Look through the data below. Show each line where the string "styles" occurs.
------------------------------------------------------------
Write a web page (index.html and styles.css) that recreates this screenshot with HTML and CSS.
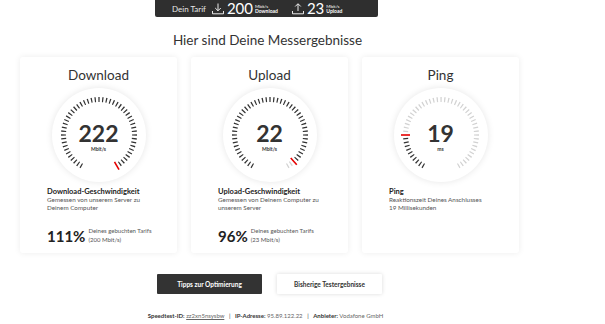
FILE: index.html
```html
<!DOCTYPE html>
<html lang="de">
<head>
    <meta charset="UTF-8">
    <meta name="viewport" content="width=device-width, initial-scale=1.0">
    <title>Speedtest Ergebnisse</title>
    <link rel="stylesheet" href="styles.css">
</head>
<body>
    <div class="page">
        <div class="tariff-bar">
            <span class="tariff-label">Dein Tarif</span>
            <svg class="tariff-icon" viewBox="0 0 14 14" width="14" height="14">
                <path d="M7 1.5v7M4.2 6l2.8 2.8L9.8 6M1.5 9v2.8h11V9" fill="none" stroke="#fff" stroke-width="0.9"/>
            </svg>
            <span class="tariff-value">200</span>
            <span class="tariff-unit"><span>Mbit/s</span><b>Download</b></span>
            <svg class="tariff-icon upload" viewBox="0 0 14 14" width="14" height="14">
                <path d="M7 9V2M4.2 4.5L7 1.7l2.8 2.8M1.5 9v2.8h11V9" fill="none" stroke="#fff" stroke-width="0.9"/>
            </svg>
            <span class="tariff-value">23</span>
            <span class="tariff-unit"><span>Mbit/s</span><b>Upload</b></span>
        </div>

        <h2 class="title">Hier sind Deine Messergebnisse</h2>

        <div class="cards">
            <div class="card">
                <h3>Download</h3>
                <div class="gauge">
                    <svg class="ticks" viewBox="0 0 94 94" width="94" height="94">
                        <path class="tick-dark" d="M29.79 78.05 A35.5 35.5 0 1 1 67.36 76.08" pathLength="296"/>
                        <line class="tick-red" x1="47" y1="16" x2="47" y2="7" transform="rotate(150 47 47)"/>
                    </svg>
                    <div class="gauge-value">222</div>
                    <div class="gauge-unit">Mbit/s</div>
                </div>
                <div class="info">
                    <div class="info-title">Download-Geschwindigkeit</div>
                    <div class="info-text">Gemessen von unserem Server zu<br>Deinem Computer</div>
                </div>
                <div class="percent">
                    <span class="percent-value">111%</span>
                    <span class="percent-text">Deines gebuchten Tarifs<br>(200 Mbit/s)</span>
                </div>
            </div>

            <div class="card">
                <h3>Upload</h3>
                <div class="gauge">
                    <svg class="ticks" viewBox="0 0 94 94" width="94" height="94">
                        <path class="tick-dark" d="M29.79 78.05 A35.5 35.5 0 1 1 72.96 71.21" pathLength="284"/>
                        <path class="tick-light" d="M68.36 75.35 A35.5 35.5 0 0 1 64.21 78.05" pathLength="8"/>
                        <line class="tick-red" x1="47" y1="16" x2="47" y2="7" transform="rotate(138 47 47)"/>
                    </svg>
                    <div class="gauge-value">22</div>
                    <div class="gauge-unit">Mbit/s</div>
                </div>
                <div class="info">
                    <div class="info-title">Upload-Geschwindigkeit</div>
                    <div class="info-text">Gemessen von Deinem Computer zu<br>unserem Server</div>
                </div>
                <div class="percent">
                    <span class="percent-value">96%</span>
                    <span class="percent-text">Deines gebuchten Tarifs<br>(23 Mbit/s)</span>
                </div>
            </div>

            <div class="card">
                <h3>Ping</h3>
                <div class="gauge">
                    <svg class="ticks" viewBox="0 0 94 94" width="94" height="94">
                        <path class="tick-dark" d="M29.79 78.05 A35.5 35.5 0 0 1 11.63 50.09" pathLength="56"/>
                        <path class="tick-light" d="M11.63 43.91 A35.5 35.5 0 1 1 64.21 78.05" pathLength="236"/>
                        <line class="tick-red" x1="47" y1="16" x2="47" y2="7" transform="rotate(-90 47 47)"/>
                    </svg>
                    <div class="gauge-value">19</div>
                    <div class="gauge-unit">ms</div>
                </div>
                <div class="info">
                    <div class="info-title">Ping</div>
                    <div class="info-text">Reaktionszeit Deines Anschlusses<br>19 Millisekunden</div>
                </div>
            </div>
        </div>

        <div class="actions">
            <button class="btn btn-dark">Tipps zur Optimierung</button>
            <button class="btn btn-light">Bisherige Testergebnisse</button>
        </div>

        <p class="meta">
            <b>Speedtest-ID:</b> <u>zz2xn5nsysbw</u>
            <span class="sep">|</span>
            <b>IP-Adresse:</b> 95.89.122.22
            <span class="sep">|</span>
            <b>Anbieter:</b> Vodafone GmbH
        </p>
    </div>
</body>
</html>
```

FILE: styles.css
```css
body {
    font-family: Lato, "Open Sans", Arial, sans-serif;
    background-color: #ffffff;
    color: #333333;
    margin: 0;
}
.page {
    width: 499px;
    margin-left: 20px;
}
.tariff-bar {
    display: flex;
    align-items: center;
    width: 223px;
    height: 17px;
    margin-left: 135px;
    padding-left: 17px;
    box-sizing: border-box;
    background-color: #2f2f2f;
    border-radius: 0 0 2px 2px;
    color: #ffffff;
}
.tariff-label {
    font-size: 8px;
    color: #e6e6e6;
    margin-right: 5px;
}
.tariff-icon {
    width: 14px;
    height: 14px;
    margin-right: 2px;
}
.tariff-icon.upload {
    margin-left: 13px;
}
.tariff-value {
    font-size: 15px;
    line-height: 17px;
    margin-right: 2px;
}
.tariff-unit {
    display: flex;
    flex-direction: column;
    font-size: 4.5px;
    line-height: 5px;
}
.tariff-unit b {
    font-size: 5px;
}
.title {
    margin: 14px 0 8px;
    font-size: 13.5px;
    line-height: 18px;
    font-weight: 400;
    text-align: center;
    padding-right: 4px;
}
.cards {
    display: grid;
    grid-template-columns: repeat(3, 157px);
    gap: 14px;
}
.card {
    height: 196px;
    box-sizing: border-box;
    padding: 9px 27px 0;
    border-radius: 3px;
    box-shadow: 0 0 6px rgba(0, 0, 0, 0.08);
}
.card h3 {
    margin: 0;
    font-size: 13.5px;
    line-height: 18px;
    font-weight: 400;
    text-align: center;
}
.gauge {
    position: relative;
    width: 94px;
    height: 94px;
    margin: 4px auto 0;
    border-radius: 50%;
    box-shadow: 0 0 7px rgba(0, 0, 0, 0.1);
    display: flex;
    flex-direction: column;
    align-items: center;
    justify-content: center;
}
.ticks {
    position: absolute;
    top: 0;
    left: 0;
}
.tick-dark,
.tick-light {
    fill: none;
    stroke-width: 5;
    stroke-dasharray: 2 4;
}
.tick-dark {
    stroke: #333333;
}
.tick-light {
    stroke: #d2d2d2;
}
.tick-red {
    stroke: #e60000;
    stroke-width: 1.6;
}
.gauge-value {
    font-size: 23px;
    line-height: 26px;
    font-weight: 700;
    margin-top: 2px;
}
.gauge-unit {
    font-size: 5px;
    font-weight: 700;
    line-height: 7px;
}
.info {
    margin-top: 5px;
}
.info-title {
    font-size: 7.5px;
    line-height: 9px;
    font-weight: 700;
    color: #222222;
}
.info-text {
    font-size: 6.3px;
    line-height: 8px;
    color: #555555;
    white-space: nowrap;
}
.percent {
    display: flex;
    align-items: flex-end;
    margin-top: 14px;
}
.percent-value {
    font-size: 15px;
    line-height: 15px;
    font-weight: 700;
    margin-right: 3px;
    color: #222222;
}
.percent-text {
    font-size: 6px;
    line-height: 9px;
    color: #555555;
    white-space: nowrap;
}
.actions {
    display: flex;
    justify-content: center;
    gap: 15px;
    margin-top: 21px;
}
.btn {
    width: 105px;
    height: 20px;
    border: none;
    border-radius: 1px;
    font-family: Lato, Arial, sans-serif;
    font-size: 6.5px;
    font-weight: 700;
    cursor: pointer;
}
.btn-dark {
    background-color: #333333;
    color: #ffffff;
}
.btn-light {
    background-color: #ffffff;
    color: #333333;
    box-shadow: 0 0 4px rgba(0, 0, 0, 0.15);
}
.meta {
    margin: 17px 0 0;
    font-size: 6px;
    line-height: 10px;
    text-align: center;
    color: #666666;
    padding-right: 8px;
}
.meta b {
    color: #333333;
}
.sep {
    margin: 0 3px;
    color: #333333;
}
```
------------------------------------------------------------
### [Result of this task]
Write a web page (index.html and styles.css) that recreates this screenshot with HTML and CSS.
    <link rel="stylesheet" href="styles.css">
FILE: styles.css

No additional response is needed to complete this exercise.